Friday, October 31, 2008

Hawk! Protecting the chickens.

About a week ago I was outside chatting with neighbors and SWOOP there goes a red-tailed hawk being chased by a bunch of grackles. Uh-oh. I have seen red-tailed hawks in downtown Phoenix before, but we've only had little kestrels in my neighborhood (that I've seen) until now. I thought about what I should do and that I'd better keep an eye out. Well, two days ago I hear a crazy commotion outside like someone just threatened 1000 bird nests and sure enough, I go outside and the sky is crazy with birds going every direction and right above them is my hawk. I move into the chicken pen figuring that would protect the chickens (who were all hiding beneath bougainvillea), when the hawk dives down and lands on a wall about 15 feet away from me. I move towards it and after a few steps it flies off onto the neighbors fence and I eventually get it to fly away. I had no idea they were so brazen.

The babies (now 7 and 5 weeks old) are still in a smaller fully enclosed coop, but the adult chickens are free-rangers inside the pen. I didn't want to confine them to their pen permanently, though I did for the rest of that day, so what should I do? I looked online for large netting, but that area would be very difficult to secure with a net because of several trees and bushes that are quite tall. I then read online about someone who spider-webbed his pen leaving smaller than 6 foot openings and that seemed to deter the hawks, so I grabbed a huge roll of macrame rope someone gave me and started webbing. I hope it works. It looks perfect for halloween back there, but I'm afraid after the holiday, my animal area is more starting to resemble a miniature shanty town. My neighbors undoubtedly think I'm crazy, I'm not sure it will even work, and it looks like crap. I think when our finances get a little more stable, I'm going to start saving up for the materials to build a 20'X 15' fully enclosed chicken aviary.

For several reasons, I hope that comes soon.

Sunday, October 19, 2008

Class on keeping chickens at the Tiny Farm and the ducks get a new home :(

Today was an eventful day at the tiny farm.

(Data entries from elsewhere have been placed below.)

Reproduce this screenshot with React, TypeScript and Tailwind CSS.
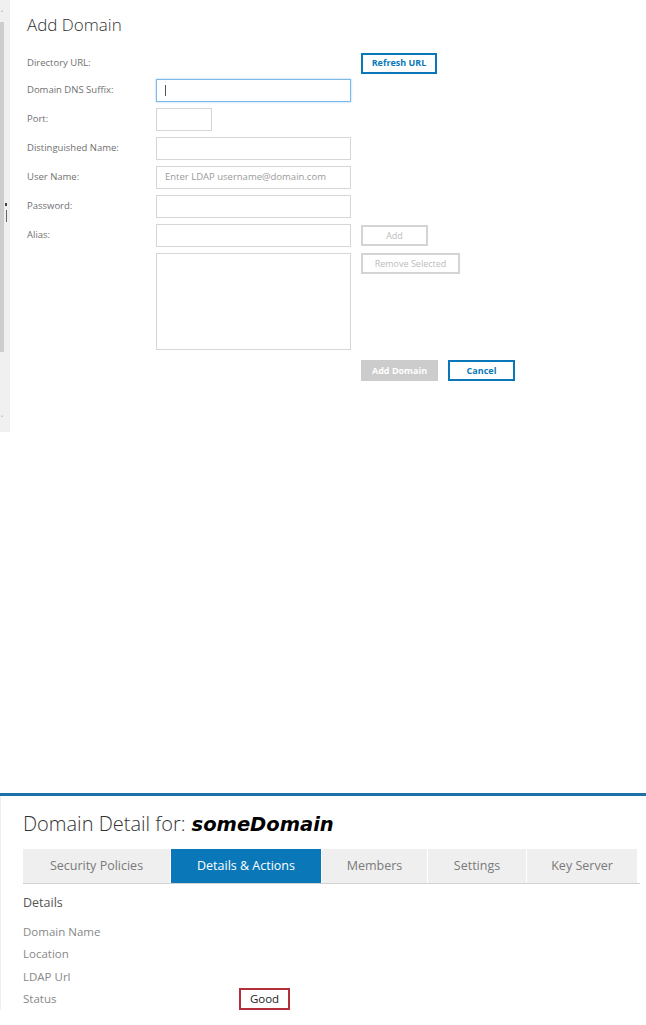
import React from "react";

const font = { fontFamily: "'Open Sans', Lato, sans-serif" };

const FormRow = ({
  label,
  children,
  extra,
}: {
  label: string;
  children?: React.ReactNode;
  extra?: React.ReactNode;
}) => (
  <div className="flex h-[23px] items-center">
    <div className="w-[129px] text-[9.5px] text-[#707070]">{label}</div>
    <div className="w-[195px]">{children}</div>
    {extra && <div className="ml-[10px]">{extra}</div>}
  </div>
);

const Input = ({
  className = "",
  placeholder,
  focused,
}: {
  className?: string;
  placeholder?: string;
  focused?: boolean;
}) => (
  <div
    className={`flex h-[23px] items-center border px-[8px] text-[9.5px] ${
      focused ? "border-[#7db9e8] shadow-[0_0_2px_#9cc9ee]" : "border-[#d6d6d6]"
    } ${className}`}
  >
    {focused && <span className="h-[11px] w-px bg-[#555]" />}
    {placeholder && <span className="text-[#9a9a9a]">{placeholder}</span>}
  </div>
);

const GhostButton = ({ children, w }: { children: React.ReactNode; w: string }) => (
  <div
    className={`flex h-[21px] items-center justify-center border-2 border-[#d4d4d4] text-[9px] text-[#bdbdbd] ${w}`}
  >
    {children}
  </div>
);

const BlueButton = ({ children, w }: { children: React.ReactNode; w: string }) => (
  <div
    className={`flex h-[21px] items-center justify-center border-2 border-[#0a78b8] text-[9px] font-bold text-[#0a78b8] ${w}`}
  >
    {children}
  </div>
);

function AddDomain() {
  return (
    <div className="flex h-[432px]">
      {/* scrollbar strip */}
      <div className="relative flex w-[10px] flex-col bg-[#f0f0f0]">
        <div className="flex h-[22px] items-start justify-start pl-[1px] pt-[10px] text-[7px] leading-none text-[#555]">
          ˄
        </div>
        <div className="h-[330px] w-[4px] bg-[#cdcdcd]" />
        <div className="flex flex-1 items-end pb-[10px] pl-[1px] text-[7px] leading-none text-[#555]">˅</div>
        <div className="absolute left-[5px] top-[203px] h-[3px] w-[2px] bg-[#444]" />
        <div className="absolute left-[6px] top-[210px] h-[12px] w-px bg-[#666]" />
      </div>

      <div className="flex flex-col pl-[17px] pt-[13px]" style={font}>
        <h1 className="text-[17px] leading-[24px] font-light text-[#333]">Add Domain</h1>

        <div className="mt-[16px] flex h-[20px] items-center">
          <div className="w-[334px] text-[9.5px] text-[#707070]">Directory URL:</div>
          <BlueButton w="w-[76px] h-[20px]">Refresh URL</BlueButton>
        </div>

        <div className="mt-[6px] flex flex-col gap-[6px]">
          <FormRow label="Domain DNS Suffix:">
            <Input focused />
          </FormRow>
          <FormRow label="Port:">
            <Input className="w-[56px]" />
          </FormRow>
          <FormRow label="Distinguished Name:">
            <Input />
          </FormRow>
          <FormRow label="User Name:">
            <Input placeholder="Enter LDAP username@domain.com" />
          </FormRow>
          <FormRow label="Password:">
            <Input />
          </FormRow>
          <FormRow label="Alias:" extra={<GhostButton w="w-[67px]">Add</GhostButton>}>
            <Input />
          </FormRow>
          <div className="flex">
            <div className="w-[129px]" />
            <div className="h-[97px] w-[195px] border border-[#d6d6d6]" />
            <div className="ml-[10px]">
              <GhostButton w="w-[99px]">Remove Selected</GhostButton>
            </div>
          </div>
        </div>

        <div className="mt-[10px] flex gap-[10px] pl-[334px]">
          <div className="flex h-[21px] w-[77px] items-center justify-center bg-[#cccccc] text-[9px] font-bold text-white">
            Add Domain
          </div>
          <BlueButton w="w-[67px]">Cancel</BlueButton>
        </div>
      </div>
    </div>
  );
}

const tabs = [
  { name: "Security Policies", w: "w-[147px]" },
  { name: "Details & Actions", w: "w-[150px]", active: true },
  { name: "Members", w: "w-[105px]" },
  { name: "Settings", w: "w-[98px]" },
  { name: "Key Server", w: "w-[110px]" },
];

function DomainDetail() {
  return (
    <div className="border-t-[3px] border-[#1c72a8]" style={font}>
      <div className="border-l border-[#eeeeee] pl-[22px] pt-[14px]">
        <div className="flex items-baseline text-[20px] leading-[28px]">
          <span className="font-light text-[#333]">Domain Detail for:</span>
          <span
            className="ml-[6px] text-[19.5px] font-bold italic text-black"
            style={{ fontFamily: "'DejaVu Sans', Verdana, sans-serif" }}
          >
            someDomain
          </span>
        </div>

        <div className="mt-[10px] flex w-[617px] gap-px border-b border-[#d2d2d2]">
          {tabs.map((t) => (
            <div
              key={t.name}
              className={`flex h-[34px] items-center justify-center text-[12.5px] ${t.w} ${
                t.active ? "bg-[#0a78b8] text-white" : "bg-[#efefef] text-[#7a7a7a]"
              }`}
            >
              {t.name}
            </div>
          ))}
        </div>

        <div className="mt-[10px] text-[12.5px] leading-[18px] text-[#555]">Details</div>
        <div className="mt-[8px] flex flex-col text-[11.5px] text-[#888]">
          <div className="flex h-[22.5px] items-center">Domain Name</div>
          <div className="flex h-[22.5px] items-center">Location</div>
          <div className="flex h-[22.5px] items-center">LDAP Url</div>
          <div className="flex h-[22.5px] items-center">
            <span className="w-[216px]">Status</span>
            <span className="flex h-[22px] w-[51px] items-center justify-center border-2 border-[#b2303b] text-[11.5px] text-[#222]">
              Good
            </span>
          </div>
        </div>
      </div>
    </div>
  );
}

export default function App() {
  return (
    <div className="h-[1025px] w-[646px] overflow-hidden bg-white">
      <AddDomain />
      <div className="h-[361px]" />
      <DomainDetail />
    </div>
  );
}
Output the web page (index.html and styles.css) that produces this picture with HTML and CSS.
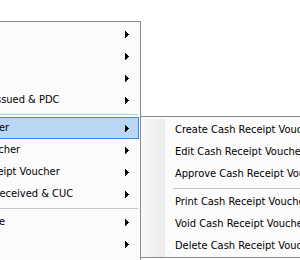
FILE: index.html
```html
<!DOCTYPE html>
<html>
<head>
<meta charset="utf-8">
<link rel="stylesheet" href="styles.css">
</head>
<body>
<div class="page">
  <div class="menu main">
    <div class="items">
      <div class="item"><span class="label">Ledger</span><svg class="arrow" width="4" height="7" viewBox="0 0 4 7"><rect x="0" y="0" width="1" height="7"/><rect x="1" y="1" width="1" height="5"/><rect x="2" y="2" width="1" height="3"/><rect x="3" y="3" width="1" height="1"/></svg></div>
      <div class="item"><span class="label">Journal</span><svg class="arrow" width="4" height="7" viewBox="0 0 4 7"><rect x="0" y="0" width="1" height="7"/><rect x="1" y="1" width="1" height="5"/><rect x="2" y="2" width="1" height="3"/><rect x="3" y="3" width="1" height="1"/></svg></div>
      <div class="item"><span class="label">Contra</span><svg class="arrow" width="4" height="7" viewBox="0 0 4 7"><rect x="0" y="0" width="1" height="7"/><rect x="1" y="1" width="1" height="5"/><rect x="2" y="2" width="1" height="3"/><rect x="3" y="3" width="1" height="1"/></svg></div>
      <div class="item"><span class="label">Cheque Issued &amp; PDC</span><svg class="arrow" width="4" height="7" viewBox="0 0 4 7"><rect x="0" y="0" width="1" height="7"/><rect x="1" y="1" width="1" height="5"/><rect x="2" y="2" width="1" height="3"/><rect x="3" y="3" width="1" height="1"/></svg></div>
      <div class="sep"></div>
      <div class="item active"><span class="label">CR Voucher</span><svg class="arrow" width="4" height="7" viewBox="0 0 4 7"><rect x="0" y="0" width="1" height="7"/><rect x="1" y="1" width="1" height="5"/><rect x="2" y="2" width="1" height="3"/><rect x="3" y="3" width="1" height="1"/></svg></div>
      <div class="item"><span class="label">Bank Voucher</span><svg class="arrow" width="4" height="7" viewBox="0 0 4 7"><rect x="0" y="0" width="1" height="7"/><rect x="1" y="1" width="1" height="5"/><rect x="2" y="2" width="1" height="3"/><rect x="3" y="3" width="1" height="1"/></svg></div>
      <div class="item"><span class="label">Cash Receipt Voucher</span><svg class="arrow" width="4" height="7" viewBox="0 0 4 7"><rect x="0" y="0" width="1" height="7"/><rect x="1" y="1" width="1" height="5"/><rect x="2" y="2" width="1" height="3"/><rect x="3" y="3" width="1" height="1"/></svg></div>
      <div class="item"><span class="label">Cheque Received &amp; CUC</span><svg class="arrow" width="4" height="7" viewBox="0 0 4 7"><rect x="0" y="0" width="1" height="7"/><rect x="1" y="1" width="1" height="5"/><rect x="2" y="2" width="1" height="3"/><rect x="3" y="3" width="1" height="1"/></svg></div>
      <div class="sep"></div>
      <div class="item"><span class="label">Debit Note</span><svg class="arrow" width="4" height="7" viewBox="0 0 4 7"><rect x="0" y="0" width="1" height="7"/><rect x="1" y="1" width="1" height="5"/><rect x="2" y="2" width="1" height="3"/><rect x="3" y="3" width="1" height="1"/></svg></div>
      <div class="item"><span class="label">Reports</span><svg class="arrow" width="4" height="7" viewBox="0 0 4 7"><rect x="0" y="0" width="1" height="7"/><rect x="1" y="1" width="1" height="5"/><rect x="2" y="2" width="1" height="3"/><rect x="3" y="3" width="1" height="1"/></svg></div>
      <div class="item"><span class="label">Settings</span></div>
    </div>
  </div>
  <div class="menu sub">
    <div class="items">
      <div class="item"><span class="label">Create Cash Receipt Voucher</span></div>
      <div class="item"><span class="label">Edit Cash Receipt Voucher</span></div>
      <div class="item"><span class="label">Approve Cash Receipt Voucher</span></div>
      <div class="sep"></div>
      <div class="item"><span class="label">Print Cash Receipt Voucher</span></div>
      <div class="item"><span class="label">Void Cash Receipt Voucher</span></div>
      <div class="item"><span class="label">Delete Cash Receipt Voucher</span></div>
    </div>
  </div>
</div>
</body>
</html>
```
FILE: styles.css
```css
html, body {
  margin: 0;
  padding: 0;
  background: #ffffff;
}
.page {
  position: relative;
  width: 300px;
  height: 260px;
  overflow: hidden;
  font-family: "DejaVu Sans Condensed", "DejaVu Sans", sans-serif;
  font-size: 11px;
  color: #000;
}
.menu {
  position: absolute;
  box-sizing: border-box;
  background: #fbfbfb;
  border: 1px solid #8a8a8a;
}
.main {
  left: -84px;
  top: 21px;
  width: 225px;
  padding: 1px 1px 1px 1px;
}
.sub {
  left: 140px;
  top: 116px;
  width: 200px;
  padding: 2px 0 0 0;
}
.items {
  background: linear-gradient(to right, #f9f9f9, #ebebeb) 0 0 / 24px 100% no-repeat;
}
.item {
  display: flex;
  height: 22px;
  box-sizing: border-box;
  padding-left: 33px;
  padding-right: 9px;
  border: 1px solid transparent;
  align-items: center;
  white-space: nowrap;
}
.sub .item {
  padding-left: 33px;
}
.item.active {
  background: #b9d7f4;
  border-color: #3a8ee6;
}
.label {
  flex: 1;
  line-height: 20px;
}
.arrow {
  display: block;
  fill: #000;
  align-self: flex-start;
  margin-top: 7px;
}
.sep {
  height: 1px;
  margin: 3px 1px 2px 32px;
  background: #c6c6c6;
}
.sub .sep {
  margin-left: 32px;
}
```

As you know from previous posts, the ducks were just too loud. We tried a few things, they helped, but not enough to make us good neighbors again, so the ducks had to find a new home. They left tonight for their move to live near chickens in the garden at Mesa Community College. They will be protected and well-cared for, but I was (am) still *very* sad to see them go.
My friend from the farmer's market just got 4 muscovy ducks this last week, and I'm hoping that maybe in the spring we can get some eggs from him and hatch a few. Muscovies aren't cute like the khaki campbells, and they don't lay as many eggs, but they don't quack. It's a trade off.

In better news, through the Phoenix Permaculture Guild, I taught a class on keeping chickens at your house... here at my house. A lot of people turned up and I thought it went well, and I always love talking to people that are also interested in chickens.

In the background of these photos (to my right) you can see the in-progress solar oven, it's just about done, I'll make a detailed post when it's completed and I have temperature statistics. I sat through a very nice man's presentation about water softening to get a $25 home depot gift certificate which, when it comes, will let me get the rest of the parts I need to finish the oven.

In other 'being resourceful' news, the downtown arts district had a harvest festival last night and there were straw bales and pumpkins that were going to be thrown away at the end of the night. We brought home 2 straw bales, which also worked as great seating for my class today, and 9 big pumpkins, which we will eat. Thankfully, the rest of the straw found a home at a community garden instead of the dumpster, so nothing was wasted. :)

Wednesday, October 15, 2008

Our backyard khaki campbells

Marigold, Pinto and Petunia, the cute ducks
The cute ducks 2 seconds later-- quacking
As some of you know, I hatched three khaki campbell ducks in July (I got lucky and hatched a boy and two girls). They were rescue eggs, whose mother had abandoned them. I have to say that watching them hatch was one of the coolest things I'd seen in my life and they were (and are) unbelievably cute.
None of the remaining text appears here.